Aim: Take every line from the material that has the word "components" in it.

Information provided:

⁂

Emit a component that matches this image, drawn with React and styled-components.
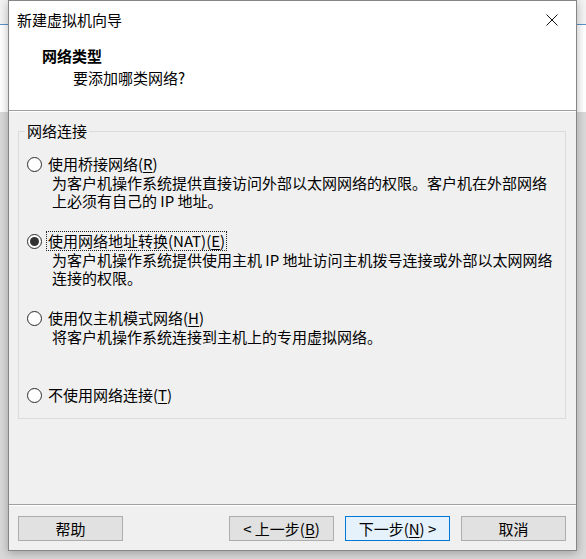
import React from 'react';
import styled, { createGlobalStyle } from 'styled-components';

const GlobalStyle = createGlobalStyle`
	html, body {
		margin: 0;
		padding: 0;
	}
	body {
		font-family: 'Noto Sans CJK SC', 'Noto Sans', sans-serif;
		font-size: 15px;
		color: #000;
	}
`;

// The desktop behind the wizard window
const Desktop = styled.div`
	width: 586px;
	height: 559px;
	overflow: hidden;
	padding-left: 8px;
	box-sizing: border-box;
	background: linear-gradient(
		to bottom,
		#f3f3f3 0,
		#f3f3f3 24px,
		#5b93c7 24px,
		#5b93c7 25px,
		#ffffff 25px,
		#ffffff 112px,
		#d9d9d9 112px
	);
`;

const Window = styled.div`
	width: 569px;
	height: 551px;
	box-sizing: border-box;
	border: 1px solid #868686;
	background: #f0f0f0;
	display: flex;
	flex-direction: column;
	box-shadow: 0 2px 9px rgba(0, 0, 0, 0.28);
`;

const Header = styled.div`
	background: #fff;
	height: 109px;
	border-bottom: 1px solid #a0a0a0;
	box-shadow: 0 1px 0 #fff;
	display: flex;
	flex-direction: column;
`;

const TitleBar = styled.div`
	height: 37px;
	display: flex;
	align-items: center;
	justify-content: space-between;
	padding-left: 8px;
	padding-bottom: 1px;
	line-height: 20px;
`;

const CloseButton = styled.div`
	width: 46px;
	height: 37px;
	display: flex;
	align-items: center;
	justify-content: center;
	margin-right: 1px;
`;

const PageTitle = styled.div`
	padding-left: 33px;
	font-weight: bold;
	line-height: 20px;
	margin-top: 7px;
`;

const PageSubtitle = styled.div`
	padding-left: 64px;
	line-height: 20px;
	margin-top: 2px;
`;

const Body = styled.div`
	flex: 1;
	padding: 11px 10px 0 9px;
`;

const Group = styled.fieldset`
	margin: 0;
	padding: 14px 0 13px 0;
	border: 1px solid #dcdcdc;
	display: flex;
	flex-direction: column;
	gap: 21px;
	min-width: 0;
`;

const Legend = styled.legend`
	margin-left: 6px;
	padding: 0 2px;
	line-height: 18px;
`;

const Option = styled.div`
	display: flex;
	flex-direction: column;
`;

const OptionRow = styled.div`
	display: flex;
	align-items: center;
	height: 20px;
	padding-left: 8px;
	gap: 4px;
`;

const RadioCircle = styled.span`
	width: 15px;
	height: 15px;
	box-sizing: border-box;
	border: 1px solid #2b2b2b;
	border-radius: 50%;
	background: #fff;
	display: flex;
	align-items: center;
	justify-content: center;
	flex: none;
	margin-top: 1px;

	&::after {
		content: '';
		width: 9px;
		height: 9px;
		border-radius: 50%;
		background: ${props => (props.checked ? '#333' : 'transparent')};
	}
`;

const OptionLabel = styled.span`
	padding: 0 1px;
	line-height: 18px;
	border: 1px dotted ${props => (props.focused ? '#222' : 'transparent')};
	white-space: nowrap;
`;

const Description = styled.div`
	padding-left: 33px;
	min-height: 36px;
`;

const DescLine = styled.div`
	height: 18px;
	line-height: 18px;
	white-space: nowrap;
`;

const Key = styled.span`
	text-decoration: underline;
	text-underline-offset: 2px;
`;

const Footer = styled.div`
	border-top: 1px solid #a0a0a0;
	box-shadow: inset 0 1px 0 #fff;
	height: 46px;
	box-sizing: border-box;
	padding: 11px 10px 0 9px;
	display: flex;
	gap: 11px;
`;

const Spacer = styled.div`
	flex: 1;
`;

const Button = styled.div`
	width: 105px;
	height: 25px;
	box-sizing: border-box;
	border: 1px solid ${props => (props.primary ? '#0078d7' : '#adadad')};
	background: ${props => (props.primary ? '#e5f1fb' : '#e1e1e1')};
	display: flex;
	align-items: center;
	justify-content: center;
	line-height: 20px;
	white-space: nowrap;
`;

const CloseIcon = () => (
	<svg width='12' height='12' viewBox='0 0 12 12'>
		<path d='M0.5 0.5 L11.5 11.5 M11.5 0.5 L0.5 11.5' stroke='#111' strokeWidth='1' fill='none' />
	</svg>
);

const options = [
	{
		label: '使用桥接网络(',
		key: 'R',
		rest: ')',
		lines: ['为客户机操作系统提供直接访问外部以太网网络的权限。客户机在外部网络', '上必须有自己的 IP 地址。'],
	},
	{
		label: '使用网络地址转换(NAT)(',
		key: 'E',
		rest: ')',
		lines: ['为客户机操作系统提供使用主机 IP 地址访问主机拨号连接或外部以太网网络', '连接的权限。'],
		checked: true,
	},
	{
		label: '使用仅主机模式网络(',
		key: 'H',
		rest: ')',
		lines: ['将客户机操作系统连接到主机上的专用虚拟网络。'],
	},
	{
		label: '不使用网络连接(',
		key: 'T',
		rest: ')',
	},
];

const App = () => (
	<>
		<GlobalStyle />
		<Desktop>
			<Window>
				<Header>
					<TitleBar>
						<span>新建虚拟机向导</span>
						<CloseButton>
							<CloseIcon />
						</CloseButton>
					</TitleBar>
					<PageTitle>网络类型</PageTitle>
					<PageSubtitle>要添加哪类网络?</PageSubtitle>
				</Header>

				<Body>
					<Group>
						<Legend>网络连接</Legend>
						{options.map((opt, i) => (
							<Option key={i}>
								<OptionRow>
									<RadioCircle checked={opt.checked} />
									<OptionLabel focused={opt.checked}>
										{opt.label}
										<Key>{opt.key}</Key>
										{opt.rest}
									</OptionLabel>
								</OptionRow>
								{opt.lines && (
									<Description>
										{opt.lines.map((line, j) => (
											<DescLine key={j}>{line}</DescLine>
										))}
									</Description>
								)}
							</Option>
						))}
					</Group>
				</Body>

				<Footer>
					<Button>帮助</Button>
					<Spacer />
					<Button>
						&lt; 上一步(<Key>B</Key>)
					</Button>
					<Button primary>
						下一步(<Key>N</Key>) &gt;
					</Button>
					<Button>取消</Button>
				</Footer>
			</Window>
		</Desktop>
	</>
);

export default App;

⁂

Result:
Emit a component that matches this image, drawn with React and styled-components.
import styled, { createGlobalStyle } from 'styled-components';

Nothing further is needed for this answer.